Science & Technology, Canada (Commonwealth Union) – Advanced structural materials often face a protracted journey from laboratory development to practical industrial applications. Nevertheless, researchers at the University of Toronto (U of T) are employing machine learning to expedite this process.
Yu Zou, an assistant professor in the Faculty of Applied Science & Engineering’s Department of Materials Science and Engineering, emphasizes the significance of microstructure design in material development. He notes that traditional methods, reliant on experiments or simulations, can consume years, and even decades, in the quest to pinpoint the ideal microstructure.
Zou and his research team are dedicated to hastening the discovery of innovative structural materials. Their recent publication in Materials Today unveils a groundbreaking end-to-end framework tailored for shaping the microstructure of Ti-6Al-4V, a ubiquitous titanium alloy extensively used in the aerospace and biomedical sectors.
“This work could enable materials scientists and engineers to discover microstructures at speeds unseen before, by simply inputting their desired mechanical properties into the framework,” explained PhD candidate Xiao Shang, who is the lead author of the paper.
To initiate their work, the researchers commenced by instructing two deep-learning models to make precise predictions of material properties based on their microstructures. Subsequently, they melded a genetic algorithm with these deep-learning models to complete the materials-by-design cycle. This integration empowers the framework to create optimal material microstructures, aligning them with desired mechanical properties.
Shang indicated that, in a span of under eight hours, they were able to pinpoint titanium alloy microstructures that exhibited the exceptional combination of high strength and stiffness essential for fortifying the structural elements of aircraft.
“We also designed titanium alloys with the same chemical compositions as the former but with different microstructures that are about 15 per cent more compliant for biomedical implants compatible with human bones.”
The development of their deep learning models presented the researchers with numerous challenges. This included the creation of their extensive dataset comprising nearly 6,000 diverse microstructures through simulation, a task made feasible by harnessing the immense computing capabilities of supercomputers at the Digital Research Alliance of Canada.

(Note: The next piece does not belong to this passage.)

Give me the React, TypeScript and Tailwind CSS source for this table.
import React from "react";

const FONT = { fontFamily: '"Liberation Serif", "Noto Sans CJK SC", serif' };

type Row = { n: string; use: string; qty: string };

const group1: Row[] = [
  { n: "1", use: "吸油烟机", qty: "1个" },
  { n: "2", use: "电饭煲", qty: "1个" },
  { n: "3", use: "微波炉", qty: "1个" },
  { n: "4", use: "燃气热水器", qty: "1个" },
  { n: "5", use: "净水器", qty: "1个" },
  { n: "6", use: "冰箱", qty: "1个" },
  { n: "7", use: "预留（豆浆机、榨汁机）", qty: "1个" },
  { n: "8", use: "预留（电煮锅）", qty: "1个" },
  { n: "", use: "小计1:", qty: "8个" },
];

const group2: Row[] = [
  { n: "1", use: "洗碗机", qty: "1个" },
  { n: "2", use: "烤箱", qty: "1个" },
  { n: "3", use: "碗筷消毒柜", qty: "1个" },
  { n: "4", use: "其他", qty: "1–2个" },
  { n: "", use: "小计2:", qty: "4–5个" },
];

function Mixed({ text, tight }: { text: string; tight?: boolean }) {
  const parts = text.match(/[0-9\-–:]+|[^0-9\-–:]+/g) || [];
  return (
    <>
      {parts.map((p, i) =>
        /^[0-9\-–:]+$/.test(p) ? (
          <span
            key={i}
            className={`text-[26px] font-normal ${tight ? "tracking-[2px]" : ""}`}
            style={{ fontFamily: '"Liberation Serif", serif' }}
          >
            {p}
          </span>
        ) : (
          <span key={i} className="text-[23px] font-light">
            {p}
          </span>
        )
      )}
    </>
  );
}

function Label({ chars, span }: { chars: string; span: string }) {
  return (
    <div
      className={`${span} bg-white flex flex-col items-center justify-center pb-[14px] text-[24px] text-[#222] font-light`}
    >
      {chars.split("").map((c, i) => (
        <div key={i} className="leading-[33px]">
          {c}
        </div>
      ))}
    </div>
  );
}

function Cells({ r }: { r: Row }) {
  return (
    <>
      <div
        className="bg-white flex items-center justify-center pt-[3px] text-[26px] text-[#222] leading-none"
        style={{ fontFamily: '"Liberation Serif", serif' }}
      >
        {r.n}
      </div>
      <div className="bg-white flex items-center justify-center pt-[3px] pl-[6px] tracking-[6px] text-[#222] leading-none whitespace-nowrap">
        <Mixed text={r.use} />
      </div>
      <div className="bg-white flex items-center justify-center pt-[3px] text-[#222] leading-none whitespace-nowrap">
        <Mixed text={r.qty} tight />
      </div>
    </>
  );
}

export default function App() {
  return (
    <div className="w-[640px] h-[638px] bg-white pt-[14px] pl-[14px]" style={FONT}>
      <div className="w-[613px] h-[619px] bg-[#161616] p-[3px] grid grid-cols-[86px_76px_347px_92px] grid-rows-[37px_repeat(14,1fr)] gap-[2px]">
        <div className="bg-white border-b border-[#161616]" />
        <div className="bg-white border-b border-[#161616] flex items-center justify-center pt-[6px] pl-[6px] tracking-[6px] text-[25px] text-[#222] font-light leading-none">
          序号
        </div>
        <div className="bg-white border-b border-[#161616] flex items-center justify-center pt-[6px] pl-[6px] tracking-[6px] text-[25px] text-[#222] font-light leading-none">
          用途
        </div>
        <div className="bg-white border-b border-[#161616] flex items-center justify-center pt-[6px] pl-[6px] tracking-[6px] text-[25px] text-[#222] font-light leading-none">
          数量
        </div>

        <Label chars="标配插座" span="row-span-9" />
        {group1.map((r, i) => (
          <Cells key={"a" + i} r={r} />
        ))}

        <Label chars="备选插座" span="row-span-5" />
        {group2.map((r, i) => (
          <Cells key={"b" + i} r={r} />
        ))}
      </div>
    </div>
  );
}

Shang pointed out that throughout their journey, they encountered situations where their chosen deep-learning models and optimization algorithms didn’t perform as well as they expected. However, they persevered, adhering to their research plan and actively exploring new approaches to enhance model workability.

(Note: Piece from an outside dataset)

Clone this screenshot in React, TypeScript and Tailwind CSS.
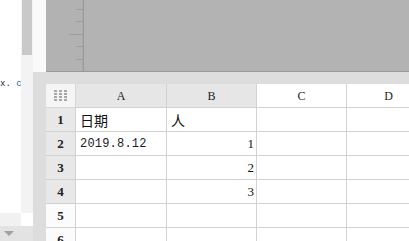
const cols = [
  { key: "A", width: "w-[91px]", active: true },
  { key: "B", width: "w-[90px]", active: true },
  { key: "C", width: "w-[90px]", active: false },
  { key: "D", width: "w-[84px]", active: false },
];

type Cell = { text?: string; align?: "left" | "right"; kind?: "cjk" | "date" | "num" };

const rows: { n: number; active: boolean; cells: Cell[] }[] = [
  { n: 1, active: true, cells: [{ text: "日期", kind: "cjk" }, { text: "人", kind: "cjk" }, {}, {}] },
  { n: 2, active: true, cells: [{ text: "2019.8.12", kind: "date" }, { text: "1", align: "right", kind: "num" }, {}, {}] },
  { n: 3, active: true, cells: [{}, { text: "2", align: "right", kind: "num" }, {}, {}] },
  { n: 4, active: true, cells: [{}, { text: "3", align: "right", kind: "num" }, {}, {}] },
  { n: 5, active: false, cells: [{}, {}, {}, {}] },
  { n: 6, active: false, cells: [{}, {}, {}, {}] },
];

const serif = "font-['Liberation_Serif','Noto_Sans_CJK_SC',serif]";

function Ruler() {
  // ruler strip on the left of the gray preview area
  return (
    <svg width="38" height="71" className="block">
      <rect x="0" y="0" width="38" height="71" fill="#b2b2b2" />
      <line x1="37.5" y1="0" x2="37.5" y2="71" stroke="#9a9a9a" strokeWidth="1.5" />
      {[9, 21, 46, 59].map((y) => (
        <line key={y} x1="30" y1={y + 0.5} x2="37" y2={y + 0.5} stroke="#9e9e9e" strokeWidth="1" />
      ))}
      <line x1="23" y1="34.5" x2="37" y2="34.5" stroke="#9e9e9e" strokeWidth="1" />
    </svg>
  );
}

function CornerIcon() {
  return (
    <svg width="14" height="12" viewBox="0 0 14 12">
      {[0, 1, 2].map((c) =>
        [0, 1, 2, 3].map((r) => (
          <rect key={`${c}-${r}`} x={c * 5} y={r * 3} width="3" height="2" fill="#a8a8a8" />
        ))
      )}
    </svg>
  );
}

function CellText({ cell }: { cell: Cell }) {
  if (!cell.text) return null;
  if (cell.kind === "cjk") {
    return <span className="font-['Noto_Sans_CJK_SC',sans-serif] text-[14px] leading-none text-[#111]">{cell.text}</span>;
  }
  if (cell.kind === "date") {
    return <span className="font-['Liberation_Mono',monospace] text-[12px] leading-none tracking-[0.2px] text-[#1b1b2a]">{cell.text}</span>;
  }
  return <span className={`${serif} text-[13px] leading-none text-[#111122]`}>{cell.text}</span>;
}

export default function App() {
  return (
    <div className="flex h-[241px] w-[409px] overflow-hidden bg-white">
      {/* left file panel */}
      <div className="flex w-[33px] flex-col">
        <div className="flex h-[213px]">
          <div className="w-[21px] overflow-hidden bg-white pt-[68px]">
            <span className="font-['Liberation_Mono',monospace] text-[9px] leading-none whitespace-nowrap text-[#222240]">
              x. <span className="text-[#2a5aa8]">c</span>
            </span>
          </div>
          <div className="w-[12px] bg-[#f3f3f3]">
            <div className="mx-[1px] h-[55px] bg-[#c9c9c9]" />
          </div>
        </div>
        <div className="flex h-[13px]">
          <div className="w-[21px] bg-[#f1f1f1]" />
          <div className="w-[12px] bg-white" />
        </div>
        <div className="flex h-[15px] items-center bg-[#e3e3e3] pl-[4px]">
          <div className="h-0 w-0 border-x-[5px] border-t-[5px] border-x-transparent border-t-[#a0a0a0]" />
        </div>
      </div>

      {/* spreadsheet preview */}
      <div className="flex flex-1 flex-col">
        <div className="flex h-[72px]">
          <div className="w-[13px] bg-[#fafafa]" />
          <div className="flex flex-1 border-b border-[#9a9a9a] bg-[#b3b3b3]">
            <Ruler />
          </div>
        </div>
        <div className="flex-1 bg-[#dddddd] pl-[13px] pt-[12px]">
          <div className="flex h-[24px]">
            <div className="flex w-[30px] items-center justify-center border-r border-b border-[#d6d6d6] bg-[#f5f5f5]">
              <CornerIcon />
            </div>
            {cols.map((c) => (
              <div
                key={c.key}
                className={`flex ${c.width} shrink-0 items-center justify-center border-r border-b border-[#d2d2d2] ${serif} text-[12px] text-[#222] ${
                  c.active ? "bg-[#e6e6e6]" : "bg-white"
                }`}
              >
                {c.key}
              </div>
            ))}
          </div>
          {rows.map((r) => (
            <div key={r.n} className="flex h-[24px]">
              <div
                className={`flex w-[30px] shrink-0 items-center justify-center border-r border-b border-[#d2d2d2] ${serif} text-[13px] font-semibold text-[#222] ${
                  r.active ? "bg-[#e8e8e8]" : "bg-[#fbfbfb]"
                }`}
              >
                {r.n}
              </div>
              {r.cells.map((cell, i) => (
                <div
                  key={i}
                  className={`flex ${cols[i].width} shrink-0 items-center border-r border-b border-[#d2d2d2] bg-white ${
                    cell.align === "right" ? "justify-end pr-[2px]" : "justify-start pl-[4px]"
                  }`}
                >
                  <CellText cell={cell} />
                </div>
              ))}
            </div>
          ))}
        </div>
      </div>
    </div>
  );
}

Notably, their research received recognition when it earned a Poster Prize at the 2023 Accelerate Conference, hosted by the Acceleration Consortium at the University of Toronto. Earlier in the year, the Consortium was awarded a historic $200-million grant to support advanced materials discovery using self-driving labs. Furthermore, this work benefits from support provided by the University of Toronto’s Data Sciences Institute and the Centre for Analytics and Artificial Intelligence Engineering. Both the Acceleration Consortium and the Data Sciences Institute represent strategic initiatives at the U of T.
As they look ahead, the researchers are committed to optimizing and enhancing additive manufacturing technology to further advance this innovative framework. PhD candidate Tianyi Lyu, who co-authored the paper alongside fellow PhD candidate Jiahui Zhang, both specializing in metal additive manufacturing, indicated that they are enhancing the quality and reliability of metal additive manufacturing, unlocking its potential to customize material microstructures during the printing process. Yu Zou, is a member of the Acceleration Consortium.
“For example, with traditional technology, it is close to impossible to tailor biomedical materials for different patients. But we want to enable the future of personalized biomedical implants by making it possible to print the shape and mechanical properties that match a patient’s needs in only a few days.”
The role of machine learning continues to advance research like never before with the ability to explore and connect the dots to large quantities of data.